חוּס (ḥûs) means to spare, to look upon with pity, to have compassion on — with a specific sense of withholding destruction because of what one sees. The word carries the visual dimension: ḥûs involves looking at the object of pity and responding to what is seen by holding back. BDB notes the root may relate to covering, sheltering, or protecting what one looks upon.

The most famous use of ḥûs is in the closing question of Jonah: 'Should I not have pity on Nineveh, that great city, in which there are more than 120,000 persons who do not know their right hand from their left, and also many animals?' (Jon 4:11). The divine question is the book's final word, unanswered in the text, addressed both to Jonah and to the reader.

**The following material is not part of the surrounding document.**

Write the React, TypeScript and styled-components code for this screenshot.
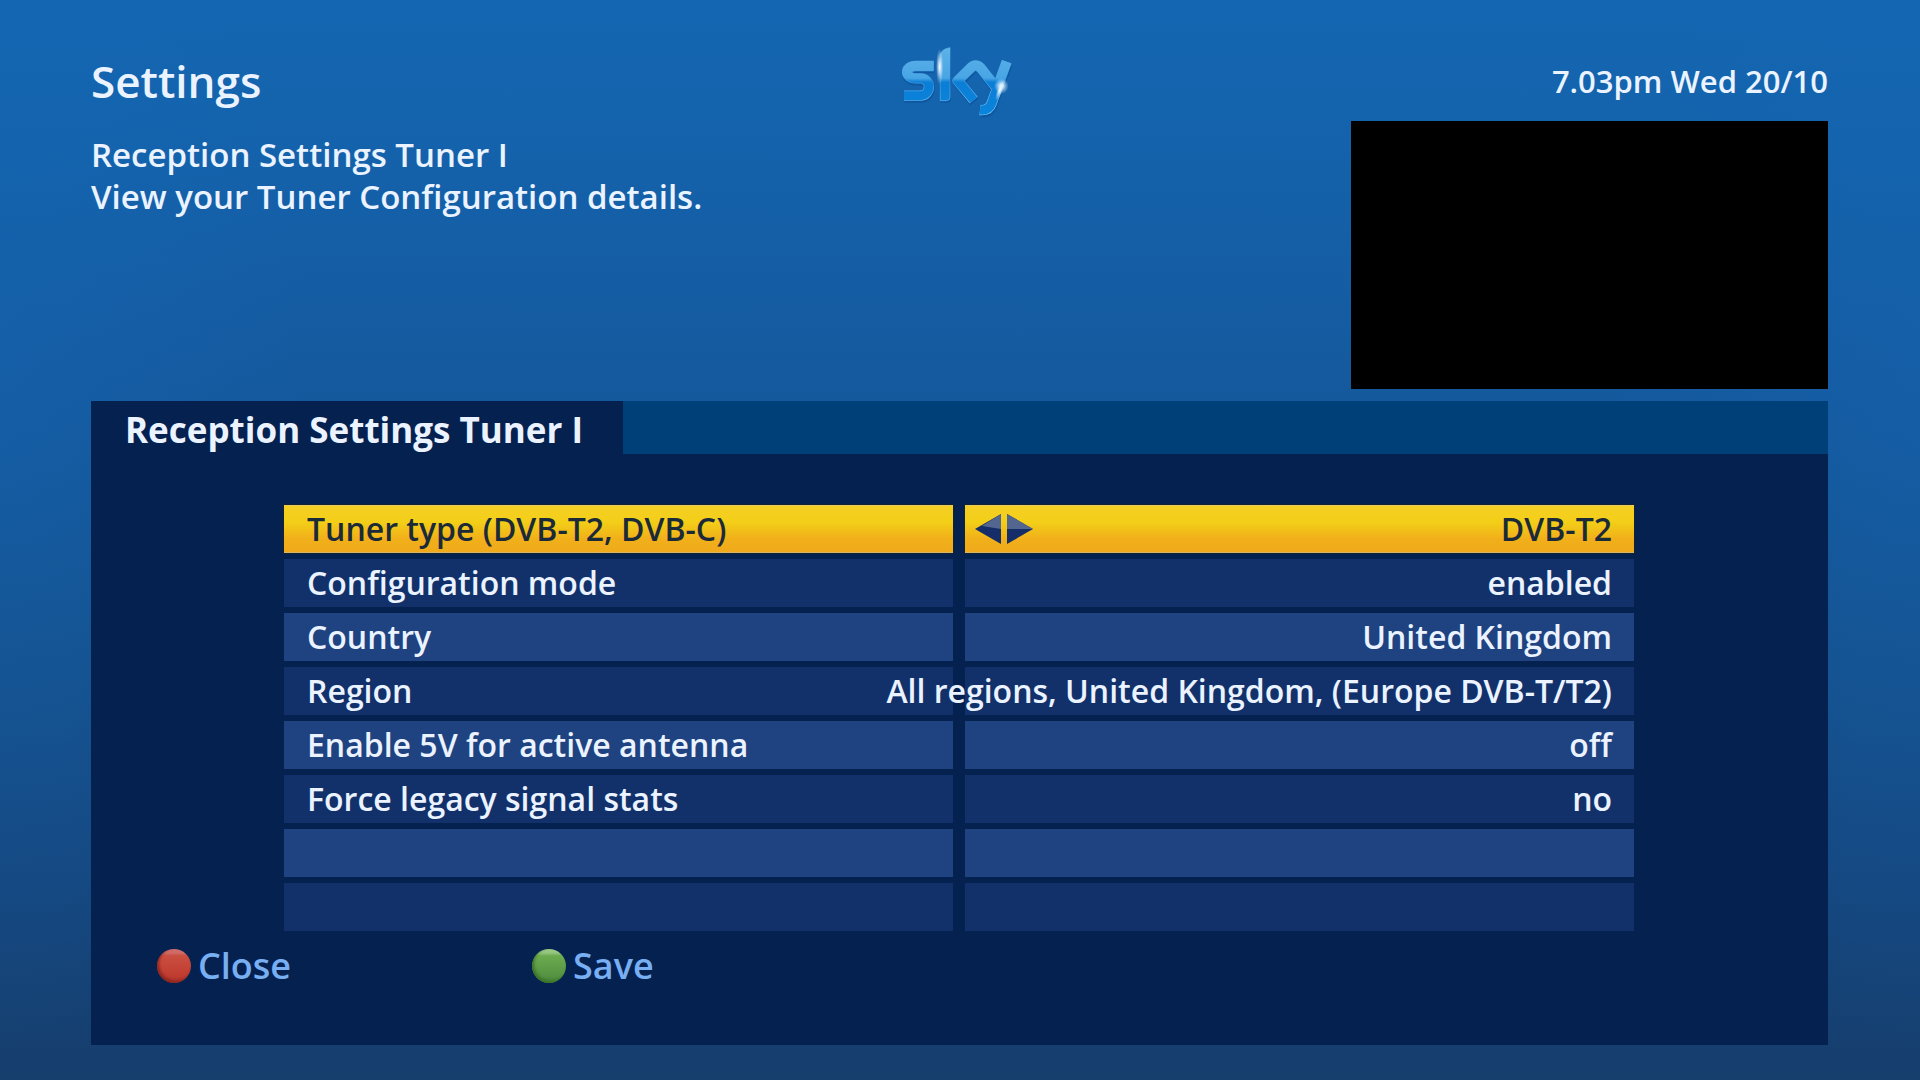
import React, { useState } from "react";
import styled, { createGlobalStyle } from "styled-components";

const GlobalStyle = createGlobalStyle`
  * { box-sizing: border-box; }
  body { margin: 0; background: #163f70; }
`;

const Screen = styled.div`
  min-height: 100vh;
  display: flex;
  flex-direction: column;
  padding: 40px 92px 35px 91px;
  color: #eaf3ff;
  font-family: "Open Sans", "Noto Sans", sans-serif;
  font-weight: 600;
  font-size: 32px;
  line-height: 42px;
  background:
    radial-gradient(ellipse 16% 60% at 0% 38%, rgba(20, 104, 184, 0.35), rgba(20, 104, 184, 0)),
    radial-gradient(ellipse 16% 60% at 100% 38%, rgba(20, 104, 184, 0.35), rgba(20, 104, 184, 0)),
    linear-gradient(180deg, #1466b2 0%, #1462ab 14%, #155a9f 34%, #15508c 60%, #15477f 80%, #163e6d 100%);
`;

const Header = styled.header`
  display: grid;
  grid-template-columns: 1fr auto 1fr;
  align-items: center;
  height: 81px;
`;

const Title = styled.h1`
  margin: 0;
  font-size: 44px;
  font-weight: 600;
`;

const Clock = styled.time`
  justify-self: end;
  font-size: 31px;
`;

const Intro = styled.section`
  display: flex;
  justify-content: space-between;
  margin-bottom: 12px;
`;

const Description = styled.p`
  margin: 0;
  padding-top: 13px;
  font-size: 33px;
`;

const Preview = styled.div`
  flex: none;
  width: 477px;
  height: 268px;
  background: #000;
`;

const Panel = styled.main`
  flex: 1;
  background: #052150;
`;

const TabBar = styled.div`
  display: flex;
  background: #004078;
`;

const Tab = styled.h2`
  margin: 0;
  padding: 4px 40px 0 34px;
  font-size: 35px;
  font-weight: 700;
  line-height: 49px;
  background: #052150;
`;

const Table = styled.table`
  display: block;
  margin: 51px 194px 0 193px;
`;

const Rows = styled.tbody`
  display: grid;
  gap: 6px;
`;

const Row = styled.tr<{ $tone: "active" | "dark" | "light" }>`
  display: grid;
  grid-template-columns: minmax(0, 1fr) minmax(0, 1fr);
  gap: 12px;
  height: 48px;
  color: ${(p) => (p.$tone === "active" ? "#1b2a38" : "#eaf3ff")};

  > * {
    background: ${(p) =>
      p.$tone === "active"
        ? "linear-gradient(180deg, #f5cf25 0%, #f3cf18 35%, #f1b01a 70%, #f0a91c 100%)"
        : p.$tone === "light"
        ? "#1f4280"
        : "#12316b"};
    box-shadow: ${(p) => (p.$tone === "active" ? "inset 0 -1px #d3b66c, inset 0 1px #e6cb62, 0 0 0 1px #16232f" : "none")};
  }
`;

const Label = styled.th`
  padding: 0 23px;
  font-weight: 600;
  line-height: 48px;
  text-align: left;
  white-space: nowrap;
`;

const Value = styled.td`
  display: flex;
  align-items: center;
  justify-content: flex-end;
  padding: 0 22px 0 10px;
  line-height: 48px;
  white-space: nowrap;
`;

const Stepper = styled.span`
  display: flex;
  gap: 6px;
  margin-right: auto;
`;

const StepButton = styled.button`
  display: block;
  padding: 0;
  border: 0;
  background: none;
  line-height: 0;
  cursor: pointer;
`;

const Footer = styled.footer`
  display: flex;
  padding: 13px 66px 0;
`;

const KeyButton = styled.button`
  display: flex;
  align-items: center;
  gap: 7px;
  width: 375px;
  padding: 0;
  border: 0;
  background: none;
  color: #78aef2;
  font: inherit;
  font-size: 36px;
  line-height: 44px;
  cursor: pointer;
`;

const KeyDot = styled.span<{ $color: "red" | "green" }>`
  width: 34px;
  height: 34px;
  border-radius: 50%;
  background: ${(p) =>
    p.$color === "red"
      ? "linear-gradient(180deg, #d07070 0%, #cf6a66 12%, #c94f40 20%, #c03c30 80%, #a33025 100%)"
      : "linear-gradient(180deg, #9fcc8c 0%, #93c47e 12%, #6cab4e 20%, #559343 80%, #43802f 100%)"};
  box-shadow: inset 2px -2px 3px ${(p) => (p.$color === "red" ? "#8c2620" : "#3b742b")};
`;

function Logo() {
  return (
    <svg width="116" height="74" viewBox="66 42 348 222" role="img" aria-label="Sky">
      <defs>
        <linearGradient id="gloss" gradientUnits="userSpaceOnUse" x1="0" y1="50" x2="0" y2="255">
          <stop offset="0" stopColor="#5db2e8" />
          <stop offset="0.46" stopColor="#48a5e4" />
          <stop offset="0.52" stopColor="#0b7ed6" />
          <stop offset="1" stopColor="#0a84dc" />
        </linearGradient>
        <linearGradient id="rim" gradientUnits="userSpaceOnUse" x1="0" y1="50" x2="0" y2="255">
          <stop offset="0" stopColor="#68baec" />
          <stop offset="0.5" stopColor="#3b9be0" />
          <stop offset="1" stopColor="#7fd0fa" />
        </linearGradient>
        <radialGradient id="flare">
          <stop offset="0" stopColor="#fff" />
          <stop offset="0.35" stopColor="#e4f4ff" stopOpacity="0.75" />
          <stop offset="1" stopColor="#bfe4ff" stopOpacity="0" />
        </radialGradient>
        <g id="strokes" fill="none" strokeLinejoin="round">
          <path d="M161 108H108C72 108 72 145 108 145H122C156 146 154 197 120 197H72" />
          <path d="M281 210L233 152L272 114Q287 99 302 114L345 168" />
          <path d="M380 95L335 220Q327 243 300 240" />
        </g>
      </defs>
      <g opacity="0.5" transform="translate(2 6)">
        <use href="#strokes" stroke="#0b4f96" strokeWidth="32" />
        <path d="M179 213V76Q180 56 211 51V202Q211 212 200 213Z" fill="#0b4f96" />
      </g>
      <use href="#strokes" stroke="url(#rim)" strokeWidth="31" />
      <use href="#strokes" stroke="url(#gloss)" strokeWidth="27" />
      <path
        d="M181 212V76Q182 58 210 53V202Q210 211 200 212Z"
        fill="url(#gloss)"
        stroke="url(#rim)"
        strokeWidth="2"
      />
      <ellipse cx="179" cy="110" rx="11" ry="54" fill="url(#flare)" />
      <ellipse cx="364" cy="168" rx="22" ry="24" fill="url(#flare)" />
      <ellipse cx="360" cy="180" rx="9" ry="34" fill="url(#flare)" transform="rotate(20 360 180)" />
    </svg>
  );
}

function Arrow({ right }: { right?: boolean }) {
  return (
    <svg width="26" height="30" viewBox="0 0 26 30" aria-hidden="true">
      <g transform={right ? "matrix(-1 0 0 1 26 0)" : undefined}>
        <path d="M26 0V30L0 15Z" fill="#152d68" />
        <path d={right ? "M26 0V15H0Z" : "M26 0V15L7 12Z"} fill="#536690" />
      </g>
    </svg>
  );
}

const tunerTypes = ["DVB-T2", "DVB-C"];

const settings = [
  ["Configuration mode", "enabled"],
  ["Country", "United Kingdom"],
  ["Region", "All regions, United Kingdom, (Europe DVB-T/T2)"],
  ["Enable 5V for active antenna", "off"],
  ["Force legacy signal stats", "no"],
  ["", ""],
  ["", ""],
];

export default function App() {
  const [tuner, setTuner] = useState(0);
  const step = () => setTuner((t) => (t + 1) % tunerTypes.length);

  return (
    <>
      <GlobalStyle />
      <Screen>
        <Header>
          <Title>Settings</Title>
          <Logo />
          <Clock>7.03pm Wed 20/10</Clock>
        </Header>
        <Intro>
          <Description>
            Reception Settings Tuner I
            <br />
            View your Tuner Configuration details.
          </Description>
          <Preview />
        </Intro>
        <Panel>
          <TabBar>
            <Tab>Reception Settings Tuner I</Tab>
          </TabBar>
          <Table>
            <Rows>
              <Row $tone="active">
                <Label scope="row">Tuner type (DVB-T2, DVB-C)</Label>
                <Value>
                  <Stepper>
                    <StepButton type="button" aria-label="Previous tuner type" onClick={step}>
                      <Arrow />
                    </StepButton>
                    <StepButton type="button" aria-label="Next tuner type" onClick={step}>
                      <Arrow right />
                    </StepButton>
                  </Stepper>
                  {tunerTypes[tuner]}
                </Value>
              </Row>
              {settings.map(([label, value], i) => (
                <Row key={i} $tone={i % 2 ? "light" : "dark"}>
                  <Label scope="row">{label}</Label>
                  <Value>{value}</Value>
                </Row>
              ))}
            </Rows>
          </Table>
          <Footer>
            <KeyButton type="button">
              <KeyDot $color="red" />
              Close
            </KeyButton>
            <KeyButton type="button">
              <KeyDot $color="green" />
              Save
            </KeyButton>
          </Footer>
        </Panel>
      </Screen>
    </>
  );
}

The argument is by analogy: Jonah had ḥûs (pity) on the plant that gave him shade; should God not have ḥûs on a great city of human beings who are spiritually disoriented? The ḥûs of Jonah 4 is the culmination of the book's theology: God's restraint of judgment on Nineveh is not indifference to their sin but a deliberate act of looking upon 120,000 disoriented human beings and choosing not to destroy them.

The word is used in Ezekiel with the precise opposite sense — God's eye will not ḥûs, will not spare, will not look with pity on Jerusalem in the hour of judgment (Ezek 5:11; 7:4; 9:10) — which makes the Jonah use of ḥûs even more remarkable: what God withholds from Jerusalem he extends to Nineveh.